Hackensack City Council Prioritizes Community Development, Fends Off Controversial Allegations

In a recent Hackensack City Council meeting, robust discussions unfolded as citizens and council members engaged on a range of topics, spanning city redevelopment, recreational programming, and escalating tensions over workplace allegations and racism claims.

The council opened the meeting by recognizing the city’s firefighters, particularly those involved in a recent major fire on the river, with a moment of silence held for two fallen firefighters. Mayor John P. Labrosse Jr. then honored Russo Development for their donation to the city’s Fourth of July celebration and their large-scale development projects along the Hackensack River.

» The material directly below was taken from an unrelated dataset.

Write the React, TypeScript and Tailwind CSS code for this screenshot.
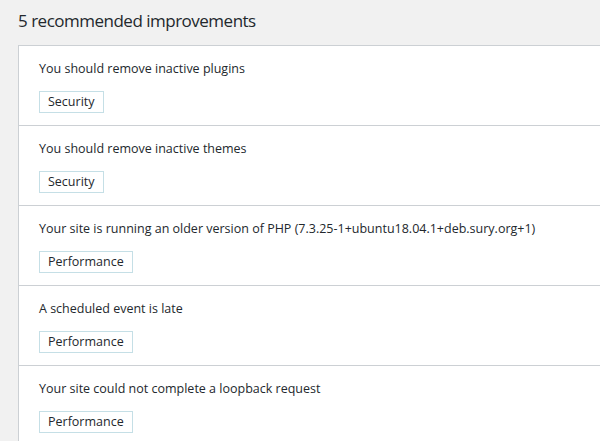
const items = [
  { label: "You should remove inactive plugins", badge: "Security" },
  { label: "You should remove inactive themes", badge: "Security" },
  {
    label:
      "Your site is running an older version of PHP (7.3.25-1+ubuntu18.04.1+deb.sury.org+1)",
    badge: "Performance",
  },
  { label: "A scheduled event is late", badge: "Performance" },
  { label: "Your site could not complete a loopback request", badge: "Performance" },
];

export default function App() {
  return (
    <div
      className="w-[600px] h-[441px] overflow-hidden bg-[#f1f1f1] text-[#23282d]"
      style={{ fontFamily: '"Open Sans", "Noto Sans", sans-serif' }}
    >
      <h3 className="pl-[18px] pt-[8px] h-[45px] text-[17px] tracking-[-0.5px] leading-[26px] font-normal">
        5 recommended improvements
      </h3>
      <div className="ml-[18px] w-[640px] bg-white border border-[#ccd0d4]">
        {items.map((item, i) => (
          <div key={i} className="h-[80px] pl-[20px] pt-[11px] border-b border-[#ccd0d4]">
            <p className="text-[12.5px] leading-[24px]">{item.label}</p>
            <span className="mt-[10px] inline-block h-[22px] px-[8px] border border-[#c5dfe6] text-[12.5px] leading-[20px]">
              {item.badge}
            </span>
          </div>
        ))}
      </div>
    </div>
  );
}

The Print House, Russo Development’s riverside project, was touted by Mayor Labrosse as “its own entity down there on the riverfront and it’s spectacular.”

Neglia Engineering Associates and Alfred Sanzari Enterprises were also acknowledged for their significant contributions to the Fourth of July celebration. In addition, Ralph Cantini, a Hackensack resident and soon-to-be President of Unico National, was recognized for his extensive service at all levels of the organization.

The city’s recent focus on diversified recreational programs was highlighted in the meeting. After the successful 2023 Baseball season, the city has introduced new programs like a summer baseball clinic run by Hackensack High School’s head coach, a tennis program, a volleyball program for kids and adults, and a pickleball program. Mayor Labrosse added that the public library also offers non-sports-related activities, such as arts and crafts, book fairs, and acting classes.

The City Manager reported plans for future programs, including karate, dance and tumble story time yoga, Zumba for children, and junior golf, as well as updates to facilities like Carver Park.

Several resolutions were passed by the council, including an update to provisions regulating parking, the approval of the 2023 Capital Improvements Budget, and authorizing a Redevelopment agreement with Mercer Urban Renewal Development LLC for 19 Mercer Street. The council also introduced an ordinance to update rules for abandoned and nuisance properties, specifically foreclosed, vacant, and abandoned properties.

Public comments were abundant, covering a range of issues from open spaces acquisition to concerns about traffic congestion and issues with public meeting accessibility and transparency. One particularly heated issue was the allegation of workplace discrimination and harassment at the city’s Recreation Park, leading to the resignation of an employee named Amani Pettaway. The council stressed that personnel issues should be handled by management, not the council.

Also noteworthy was the proposal by residents Sarah Russell and Mark Manessi to convert their manufacturing business into a cannabis business, with potential tax benefits for the city. The council expressed openness to discussing the proposal further.